Atlanta 21, Green Bay 22 — The Packers have been trying to keep their playoff hopes alive for the last month while their star quarterback, Aaron Rodgers, heals from a fractured collarbone. Today’s victory over the hapless Falcons gives Rodgers a chance to come back next week and play the prodigal son role.
Cleveland 26, New England 27 — This result probably suits both teams just fine. The Browns are on their way to a better draft pick and the Patriots are on their way to the playoffs. The only negative aspect is that Patriots star tight-end Rob Gronkowski left the game with what is rumored to be a torn ACL.
Oakland 27, New York Jets 37 — These teams are bad and they didn’t even play in a snow storm. BORING!
Detroit 20, Philadelphia 34 — These teams are relatively good and they played in about a foot and a half of snow. AWESOME!
Miami 34, Pittsburgh 28 — My brother has a hard time reconciling the fact that the players on each team are not actually from the team’s location. The fact that the Miami team went to Pittsburgh, played in the snow and wind, and won, should help convince him.
Buffalo 6, Tampa Bay 27 — Buccaneers running back Bobby Rainey ran for an 80 yard touchdown in the first few minutes of the game and his team never looked back.
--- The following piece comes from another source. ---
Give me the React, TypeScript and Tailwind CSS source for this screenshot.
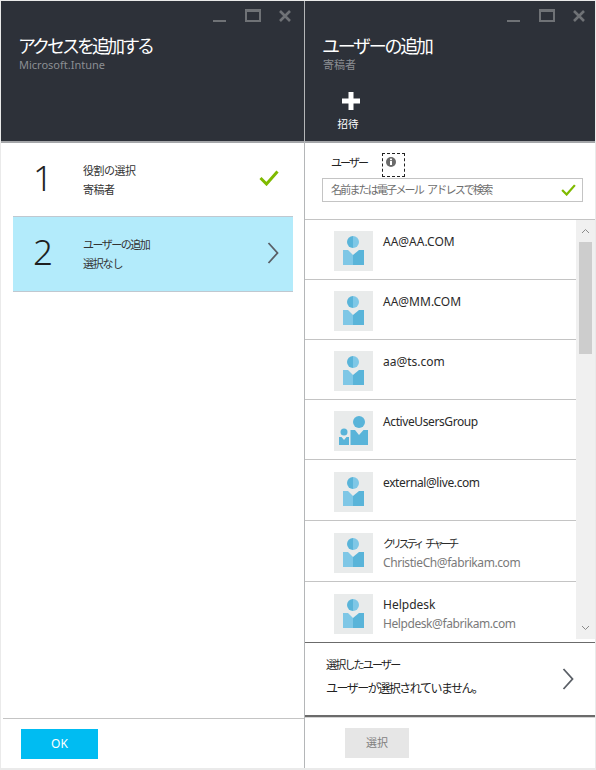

Kansas City 45, Washington 10 — I suspect that when the shutdown ended a few months ago, it was mistakenly shifted from the government to the football team.
Minnesota 26, Baltimore 29 — This game was 12-7 with less than three minutes left. And it didn’t go to overtime. The teams scored five touchdowns in the final 2:05 of the game. It’s insanity may only be matched by its impact for the Ravens and their fans if they make the playoffs because of it.
Tennessee 28, Denver 51 — After a brief detour, the Broncos train to the Super Bowl seems back on track.
St. Louis 10, Arizona 30 — There’s an old joke that goes, “Poor Mexico. So far from God, and so close to the United States.” Same could be said of both of these teams in relation to the other two teams in their division, the 49ers and Seahawks, whose dominance makes their fine play pale in comparison.
New York Giants 14, San Diego 37 — Both these teams vacillate wildly in terms of quality of play. Today the Chargers were up and the Giants were down but neither one is going to make the playoffs.
Seattle 17, San Francisco 19 — You know it was a rough game when the winning coach compared it to getting root canal.
Carolina 13, New Orleans 31 — The Panthers had won eight games in a row, but the Saints were unbeaten at home. Something had to give and in this case it wasn’t the gumbo.